Também eternizou ídolos como Pelé e Ayrton Senna, cobriu as visitas ao Brasil da Rainha Elizabeth (Imagem 6) e do Papa João Paulo II, descobriu ângulos insuspeitos de Chico Buarque, Vinicius de Moraes e Tom Jobim (é dele a divertida foto em que o trio está deitado sobre as mesas da Churrascaria Carreta – Imagem 7).
Em 1967, Evandro foi incumbido de uma pauta chata e protocolar: registrar, no Aterro do Flamengo, a exposição de armamento bélico que marcava o centenário da batalha do Tuiuti, na Guerra do Paraguai. Como a sorte ajuda os grandes fotógrafos, ele observava as baionetas quando foi surpreendido por duas libélulas que pousaram nas armas. Nascia ali mais uma primeira página clássica do JB, e também a revolta da cúpula militar, que chamou Evandro para dar explicações pelo que foi considerado um desrespeito com as Forças Armadas.

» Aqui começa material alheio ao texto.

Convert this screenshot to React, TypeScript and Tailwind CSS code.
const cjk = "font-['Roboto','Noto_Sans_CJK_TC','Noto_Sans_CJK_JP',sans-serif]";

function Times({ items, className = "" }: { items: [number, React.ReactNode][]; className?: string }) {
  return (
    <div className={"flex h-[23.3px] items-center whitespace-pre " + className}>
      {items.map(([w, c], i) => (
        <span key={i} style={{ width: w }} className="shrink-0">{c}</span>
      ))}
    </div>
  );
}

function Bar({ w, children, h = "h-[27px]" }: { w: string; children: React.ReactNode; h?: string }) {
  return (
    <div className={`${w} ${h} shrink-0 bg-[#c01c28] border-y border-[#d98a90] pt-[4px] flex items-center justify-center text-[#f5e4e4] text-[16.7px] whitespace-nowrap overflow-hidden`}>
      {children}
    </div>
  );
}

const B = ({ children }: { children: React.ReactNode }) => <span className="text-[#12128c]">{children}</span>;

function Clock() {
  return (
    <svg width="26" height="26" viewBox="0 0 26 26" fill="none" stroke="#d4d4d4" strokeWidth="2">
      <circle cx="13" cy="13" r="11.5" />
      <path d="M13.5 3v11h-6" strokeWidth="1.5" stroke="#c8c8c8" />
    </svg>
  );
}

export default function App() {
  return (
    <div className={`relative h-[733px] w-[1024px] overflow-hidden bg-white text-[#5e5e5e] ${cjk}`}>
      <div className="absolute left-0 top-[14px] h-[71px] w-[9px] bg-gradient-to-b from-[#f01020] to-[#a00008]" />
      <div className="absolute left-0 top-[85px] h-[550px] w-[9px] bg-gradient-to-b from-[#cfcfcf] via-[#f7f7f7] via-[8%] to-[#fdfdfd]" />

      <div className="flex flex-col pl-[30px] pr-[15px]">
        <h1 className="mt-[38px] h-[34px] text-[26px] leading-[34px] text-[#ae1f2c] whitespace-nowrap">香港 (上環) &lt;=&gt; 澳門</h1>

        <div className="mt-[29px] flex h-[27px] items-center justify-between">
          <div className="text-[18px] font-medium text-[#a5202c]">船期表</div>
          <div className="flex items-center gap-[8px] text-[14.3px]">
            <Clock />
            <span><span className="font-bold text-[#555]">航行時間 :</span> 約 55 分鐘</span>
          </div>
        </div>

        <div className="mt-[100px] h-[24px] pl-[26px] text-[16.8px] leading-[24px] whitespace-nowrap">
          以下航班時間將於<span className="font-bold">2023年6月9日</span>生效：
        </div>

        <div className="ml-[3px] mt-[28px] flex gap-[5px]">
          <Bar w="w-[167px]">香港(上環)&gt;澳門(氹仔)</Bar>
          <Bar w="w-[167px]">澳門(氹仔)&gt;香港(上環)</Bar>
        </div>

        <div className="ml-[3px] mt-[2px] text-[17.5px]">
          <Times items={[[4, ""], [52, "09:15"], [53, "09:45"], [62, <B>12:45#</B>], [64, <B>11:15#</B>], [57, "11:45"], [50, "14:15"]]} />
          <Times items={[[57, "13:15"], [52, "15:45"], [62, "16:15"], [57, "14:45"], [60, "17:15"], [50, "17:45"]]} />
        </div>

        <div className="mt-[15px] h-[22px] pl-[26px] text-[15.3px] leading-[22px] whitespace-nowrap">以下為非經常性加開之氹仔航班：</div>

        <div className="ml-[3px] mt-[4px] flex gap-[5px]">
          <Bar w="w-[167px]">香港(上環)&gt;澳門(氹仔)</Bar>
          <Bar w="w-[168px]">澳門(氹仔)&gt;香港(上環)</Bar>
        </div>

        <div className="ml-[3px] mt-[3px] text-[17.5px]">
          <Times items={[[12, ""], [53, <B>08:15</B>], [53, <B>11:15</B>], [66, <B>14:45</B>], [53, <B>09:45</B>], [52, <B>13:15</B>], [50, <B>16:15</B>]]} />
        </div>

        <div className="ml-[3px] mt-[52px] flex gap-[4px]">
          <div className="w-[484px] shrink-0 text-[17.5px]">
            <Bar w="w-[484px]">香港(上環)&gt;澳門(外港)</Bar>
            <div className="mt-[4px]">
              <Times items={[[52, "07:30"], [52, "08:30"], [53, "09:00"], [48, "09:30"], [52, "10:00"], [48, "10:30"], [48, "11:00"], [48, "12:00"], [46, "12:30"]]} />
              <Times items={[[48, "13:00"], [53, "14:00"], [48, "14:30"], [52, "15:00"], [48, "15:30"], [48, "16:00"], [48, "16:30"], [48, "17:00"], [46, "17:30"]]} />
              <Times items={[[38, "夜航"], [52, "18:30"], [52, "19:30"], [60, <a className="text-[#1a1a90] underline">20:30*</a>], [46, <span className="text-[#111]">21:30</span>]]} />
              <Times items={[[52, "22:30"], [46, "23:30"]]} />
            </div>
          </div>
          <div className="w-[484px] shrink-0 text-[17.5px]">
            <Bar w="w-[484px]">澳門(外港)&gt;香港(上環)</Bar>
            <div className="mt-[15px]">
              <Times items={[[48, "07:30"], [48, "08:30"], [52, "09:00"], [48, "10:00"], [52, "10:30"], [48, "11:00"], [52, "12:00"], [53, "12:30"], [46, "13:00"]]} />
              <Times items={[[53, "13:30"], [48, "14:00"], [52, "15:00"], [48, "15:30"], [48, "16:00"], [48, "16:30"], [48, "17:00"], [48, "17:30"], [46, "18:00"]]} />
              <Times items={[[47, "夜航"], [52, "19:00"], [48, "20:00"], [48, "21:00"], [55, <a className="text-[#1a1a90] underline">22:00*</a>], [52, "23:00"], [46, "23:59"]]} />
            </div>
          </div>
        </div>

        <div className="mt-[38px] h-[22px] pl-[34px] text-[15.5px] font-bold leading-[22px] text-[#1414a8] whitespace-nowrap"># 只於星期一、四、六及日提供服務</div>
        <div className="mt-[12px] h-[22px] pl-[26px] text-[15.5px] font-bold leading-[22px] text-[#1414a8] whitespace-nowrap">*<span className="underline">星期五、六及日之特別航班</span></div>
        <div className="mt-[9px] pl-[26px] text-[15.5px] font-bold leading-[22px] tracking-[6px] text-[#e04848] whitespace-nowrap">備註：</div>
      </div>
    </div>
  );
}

Rogério Reis conviveu por 47 anos com Evandro. “Fui seu estagiário, colega e chefe,” lembra Rogério, lembrando que quando entrou no Jornal do Brasil Evandro já era o mais experiente dos fotógrafos. “E mesmo com toda essa bagagem, ele se recusava a ser editor, o que demonstra outra faceta da sua sabedoria.”
“Ele sempre apostava que podia trazer algo original e sempre garantia a imagem, um comportamento que também servia de estímulo aos jovens fotógrafos”. Rogério destaca ainda que a abordagem informal e descontraída de Evandro junto a um público desconhecido o fez refletir até sobre os seus quatro anos de faculdade de Comunicação. “Com Evandro, fui entendendo a importância da conexão com as pessoas no resultado do nosso trabalho.”
Outro contemporâneo de Evandro foi o fotógrafo gaúcho Ricardo Chaves, o Kadão. Os dois nunca trabalharam na mesma redação, mas dividiram coberturas como as viagens do Papa pelas capitais brasileiras, além do acompanhamento das campanhas presidenciais; Evandro pelo JB, e Kadão pela Veja e depois pelo Estadão. “Ele era inquieto e imprevisível,” diz Kadão, lembrando que nas coberturas era preciso ficar atento não apenas aos fatos e às autoridades, mas também ao que ele estava fazendo. “Quando todos menos esperavam, o Evandro encontrava um ângulo, uma abordagem diferente.”
Sua última grande obra foi um ajuste de contas com a história de seu Estado natal, com a viagem que fez ao sertão da Bahia em 1994. Era também um reencontro com suas raízes.
O local da Guerra de Canudos, em que uma comunidade sertaneja liderada por Antônio Conselheiro foi massacrada pelo Exército, rendeu a Evandro as fotos que compuseram o livro Canudos: 100 Anos.
Evandro viveu ainda o suficiente para ser tema de livros e de teses acadêmicas, ganhar um documentário em sua homenagem (Instantâneos da Realidade, de Paulo Fontenelle) e ser exaltado por parceiros e discípulos. Dentre os colegas de redação o maior reconhecimento veio do poeta Carlos Drummond de Andrade, que, encantado com o trabalho do fotógrafo, escreveu o poema “Diante das fotos de Evandro Teixeira”, com versos como: “Fotografia – é o codinome/da mais aguda percepção/que a nós mesmos nos vai mostrando/e da evanescência de tudo/edifica uma permanência, cristal do tempo no papel”.
Em 2019, Evandro teve seu colossal acervo – com mais de 150 mil fotos – incorporado pelo Instituto Moreira Salles. Quatro anos depois, uma nova homenagem: a inauguração da mostra “Fotojornalismo e ditadura: Brasil 1964/Chile 1973”, no Museu da Memória, em Santiago. No discurso de saudação, Evandro ergueu a câmera e disse: “Esta foi a minha arma contra a ditadura no Brasil e no Chile!”
O talento e o reconhecimento nunca fizeram dele alguém inacessível. Dos orgulhos que trago da militância jornalística está o fato de eu ter sido seu colega – ele já um nome consagrado, eu pouco mais que um foca. Tive a honra de dividir algumas pautas com ele no JB, em 1993/1994, além de alguns almoços no restaurante do jornal e outras tantas conversas pelos corredores da redação.
Nas pautas, mostrava seu estilo: gostava de se misturar, de ouvir conversas paralelas, de se integrar à paisagem, e só chamava a atenção por quase sempre carregar uma pequena escada de três degraus, sua parceira indispensável para fazer tomadas “aéreas”.
A escadinha de Evandro alcança mais longe que um drone.